Bigelow Laboratory for Ocean Sciences (BLOS) hosted the second science talk of its 2025 Café Sci series July 23 on the East Boothbay campus. Partitions between the forum and two classrooms were removed to provide more seating for the popular talks, sponsored by HM Payson. BLOS President, CEO and senior research scientist Deborah Bronk introduced the Water Health and Humans Initiative: Leveraging Community Partnerships to Protect Maine’s Waterways (video) highlighting the interdisciplinary, place-based approach of scientists Dr. Robin Sleith, a plant scientist, and Dr. Rachel Sipler, an expert in water quality.
Sipler, a senior research scientist, emphasized the importance of healthy waterways to Maine's quality of life. The initiative aims to address water and human health challenges through community partnerships, fostering sustainable and collaborative solutions that consider social, environmental and economic factors. “We want to provide science with and for our communities and put science into action and into the hands of the people who need it and use it most,” she said.
According to Sipler, key pressures impacting Maine's waterways include: 1. warming, the Gulf of Maine is warming at an alarming rate, 99% faster than the global ocean. So Maine's coastlines are experiencing warmth faster than the rest of the state. 2. storm severity, 3. changing land use, pollutants and runoff including nutrient excess from agricultural applications, fertilization of home gardens, petroleum residues from roadways, improperly functioning septic systems, and other sources. 4. harmful algal blooms (HABs), resulting from the excess nutrients running off into water bodies. HABs are concentrations of algae or cyanobacteria that negatively impact human or environmental health, causing beach closures, adverse health conditions and the death of shellfish, fish, marine mammals and seabirds. “Some blooms are so destructive they can kill up to 100 tons of fish per day,” Sipler said. “And globally, HABs are incredibly expensive, costing an estimated $1.2 billion annually, with a quarter of that cost attributed to treating drinking water.”
Sleith’s bio reads, “My focus is on harmful algal blooms in coastal ecosystems, which impact recreation, aquaculture, and more. Using a combination of eDNA tools such as metabarcoding and quantitative PCR, we are testing ecological hypotheses around the boom and bust dynamics underlying these blooms in marine and freshwater ecosystems. Ultimately, we want to understand the factors that promote or impede formation of harmful algal blooms to better forecast and manage these events.” His shared research during the talk underscored the value of eDNA sequencing; collecting and filtering organisms, archiving organisms’ DNA for future science, assessing their toxic potential through genetic analysis, quantification of the organisms in a set ecosystem, microbial source tracking (the ability to determine if the pollution is human-caused or linked to animal waste and/or other agents and DNA barcoding, meaning researchers can identify and quantify relative abundance of organisms).

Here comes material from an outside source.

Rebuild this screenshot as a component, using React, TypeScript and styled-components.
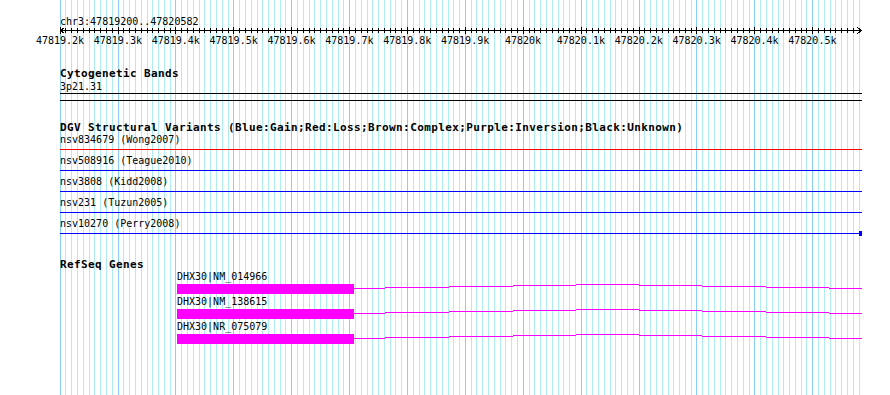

Further, Sleith is a community connector, demonstrating the natural synergy between scientists and community partners. He has worked with several local land trusts and conservation organizations, the Environmental Protection Agency, Damariscotta Lake Watershed Association, students, and volunteers, translating science into stewardship. “Organizations like Midcoast Conservancy actively educate the public about the findings through events and outreach, and their Youth Observation Corps undertakes practical actions like managing runoff to prevent it from entering the lake directly,” he said. This deep involvement allows community members to have ownership of the scientific findings, ask questions, and even help drive some of the research.
The talk reiterates a core theme for Café Sci 2025, that BLOS science happens around the world, and supporters come from around the world, but BLOS wants to emphasize the science and management challenges facing Maine.
“The fact that scientists are working directly with water districts and other groups to be able to give you that (water quality) information is really impactful,” said Sipler. One restoration project she described involves the removal of dams. This effort is a collaboration with the Passamaquoddy Tribe’s Sipayik Environmental Department. Researchers monitor the return and health of fish species in these restored rivers, which provides “crucial information that helps in investing in and prioritizing future restoration efforts to achieve the greatest possible impact as early as possible.”
The talk concluded with an invitation to get involved in understanding the waterways that feed our communities and the management systems that keep Maine’s water, and subsequently Maine’s people, healthy.
July 30, BLOS tackles PFAS (forever chemicals) in Casco Bay, and Aug. 6, the series will conclude with Ocean Epidemiology: Tracking Marine Disease to Protect Fisheries and Ocean Health. The talks begin at 5 p.m., preregistration is required.